П. Диндиенко (Аня). Фото — А. Коптяев.

«Дания тюрьма» в Камерном театре Малыщицкого — первая попытка разыграть пьесу Аси Волошиной, написанную два года назад. Странную пьесу, в которой рефлексия текста преобладает над всем. Экзистенция текста здесь главное действующее лицо.

Для героя одного из стихотворений Хармса, например, секс становится катализатором литературного творчества — муза посещает поэта. Для героини Полины Диндиенко физические действия не несут никакого смысла, и актриса прекрасно воплощает это в своей игре. Литература — не творчество, а единственно реальная форма жизни. Монолог усталого интеллигента Мити, в чьем тусклом, будто свет в этом спектакле, взгляде изредка проскакивает ирония, обретает свой смысл для нее только как записанный текст.

Спектакль Петра Шерешевского и художника Надежды Лопардиной намеренно авизуален. В нем нет композиционной целостности, нет мизансцен. Картинка смазана, ракурсы и положения героев, которые мы видим (или вообще не видим), случайны. Стулья расставлены по четырем стенам комнаты — каждый зритель видит и не видит что-то свое. Важно поймать настроение, войти в текст.


А. Худяков (Митя). Фото —
А. Коптяев.

Художник и режиссер приравнивают наше положение к положению героев. Но мы не участники, здесь нет и намека на обэриутское «приглашение меня подумать», как в квартирных «Разговорах» Бориса Павловича, мы не приглашенные на поминки, как в аналогичном «Дании тюрьме» по организации пространства «Лёхе» Андрея Сидельникова в театре «Суббота». Мы оказываемся в роли безмолвных вуайеристов. Сегодня из ряда вышел он, завтра из ряда выйдет кто-то другой. Мы есть, но нас нет. Режиссер Петр Шерешевский недвусмысленно намекает, что все мы, в общем-то, заключенные. Спектакль вышел после пандемической паранойи, в ходе которой общество добровольно село по своим камерам, выбрало ограничивающие права поправки в конституцию. За стенами нашей жизни шумят протесты в Беларуси и война в Карабахе. «Сны о чем-то большем» отошли на второй план, и «тюрьмы идея» уже не кажется столь острой. Мы привыкли. Десять лет поколение, о котором идет речь в спектакле, работало над собой. Ощущение надвигающейся гуманитарной катастрофы, сохранявшееся, кажется, еще в начале 2020 года, миновало — мы погрузились в него с головой, теперь это периферийный сюжет.

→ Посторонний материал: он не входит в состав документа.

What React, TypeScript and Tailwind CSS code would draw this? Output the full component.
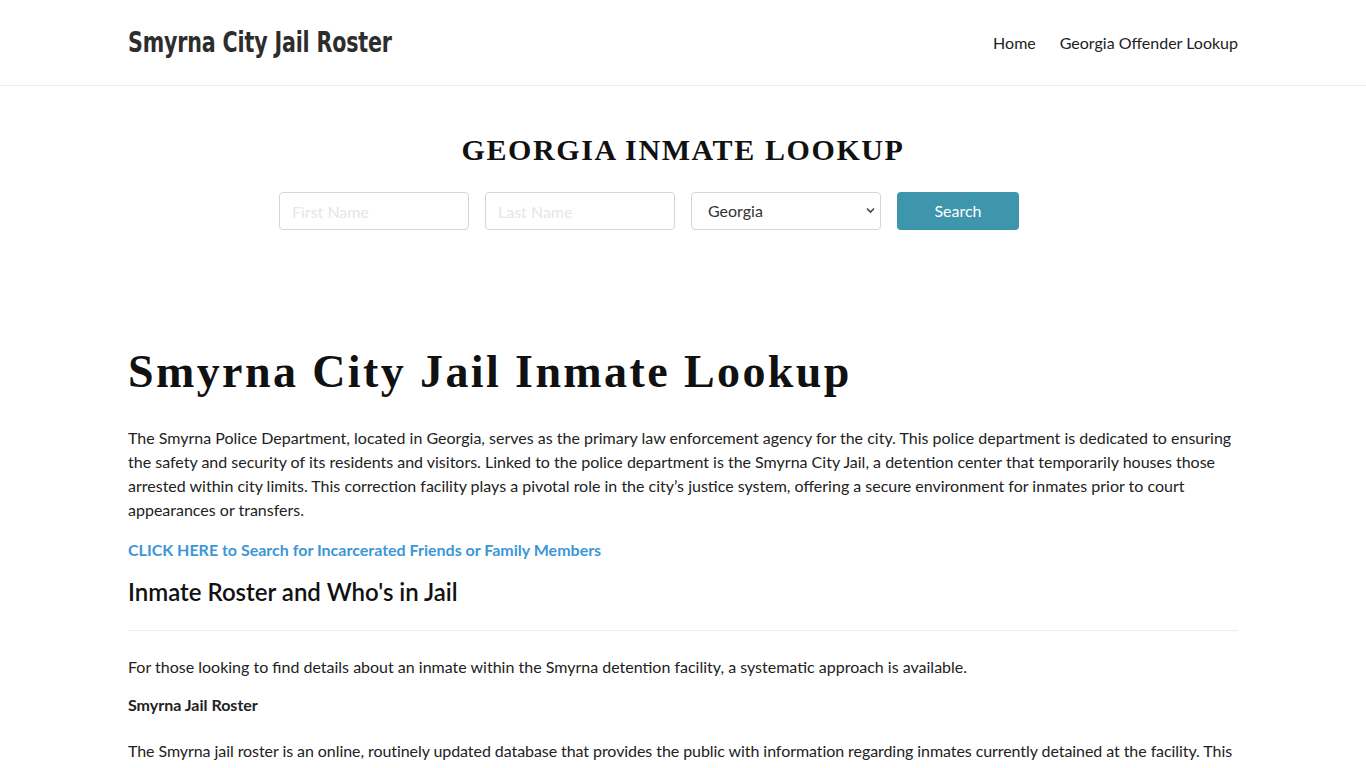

Сцена из спектакля. Фото —
А. Коптяев.

Театр Малыщицкого предлагает открутить все назад и пронаблюдать за детством нового поколения русскоязычных интеллектуалов, вступивших в фазу зрелости. Это милое локальное пространство никому не нужных людей, которые, кажется, прозябают не в тюрьме, а в самой обычной съемной комнате любой коммуналки России, а может, и не только России. Скучный быт, избитое кино с ноутбука, случайный скучный секс, вечная микроволновка. Никакого начала и никакого конца — череда пустых разговоров, имеющих фиктивное значение даже для этих двоих. Никакой тюрьмы нет. Есть две книги, тоже вполне случайных, — Леман и Кафка, отпускающий и запрещающий. И еще пара-тройка референсов на тексты ХХ века.

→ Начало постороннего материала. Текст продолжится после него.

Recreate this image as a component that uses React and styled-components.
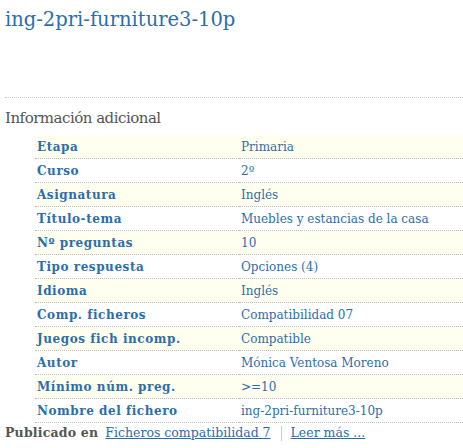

Программный каламбур драматурга «Отнимая волю, отнимают волю. И наоборот: отнимая волю, отнимают волю» не звучит манифестом как нечто особенное, он проходит в нескончаемом потоке фраз, их единственный смысл — покрасоваться вербально, пока люди, которые произносят их, тонут в бытовом убожестве окружающей среды, которая поглотила одного и вот-вот проглотит другую.